Отношение Иисуса к язычникам и самарянам
Будучи последовательным в своих принципах, Иисус презирал все, что не было религией сердца. Суетные обрядности ханжей (Мф.15:9), внешний ригоризм, который ищет спасения в кривляний, имели в лице его смертельного врага. Он мало заботился о постах (Мф.9:14; 11:19). Он предпочитал жертвоприношению прощение обид (Мф.5:23 и сл.; 9:13; 12:7). Любовь к Богу, милосердие, взаимное прощение – вот весь его закон (Мф.22:37 и сл.; Мк.12:29 и сл.; Лк.10:25 и сл.).

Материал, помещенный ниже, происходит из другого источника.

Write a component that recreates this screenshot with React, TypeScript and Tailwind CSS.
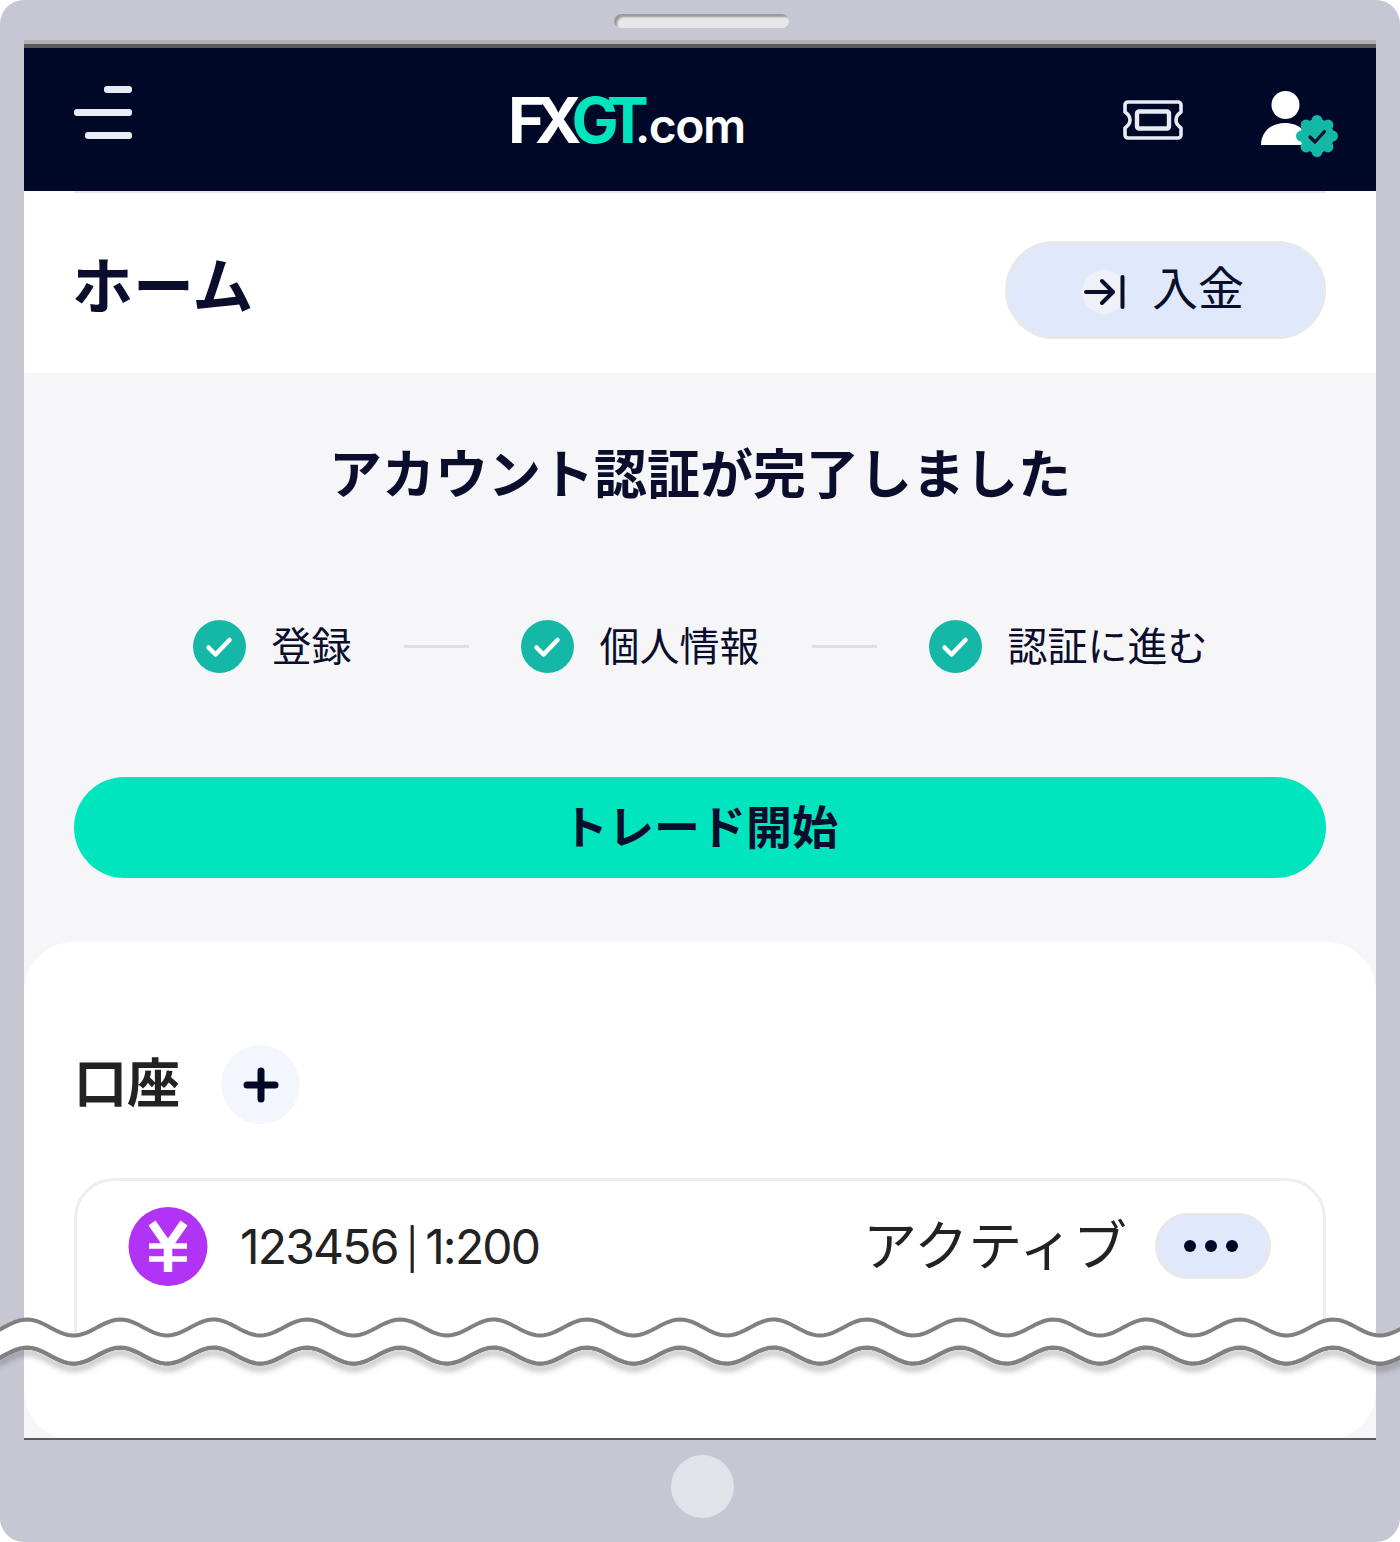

Что может быть менее связано со священством? Священник по самому своему назначению всегда побуждается к общественному богослужению, в котором его участие обязательно; он отвращает от личной молитвы, которая есть способ обходиться без него. Мы тщетно стали бы искать в Евангелии каких-либо религиозных обрядов, установленных Иисусом. Крещение для него имеет лишь второстепенное значение [448] , что же касается молитвы, он требует только одного, чтобы она была от сердца. Как это всегда бывает, многие думали заменить у людей слабых духом истинную любовь к добру одними добрыми пожеланиями и воображали достигнуть Царства Небесного, называя Иисуса: равви, равви; он отвергал таких людей и говорил, что его религия заключается в делании добра (Мф.7:21; Лк.6:46). Часто он цитировал текст из Исайи: «Люди сии чтут меня языком, сердце же их далеко отстоит от меня» (Мф.15:8; Мк.7:6; ср. Ис.29:13).
448
Мф.28:19 и Мк.16:16 не передают нам подлинных слов Иисуса. Ср. Деян.10:47; 1 Кор.1:17.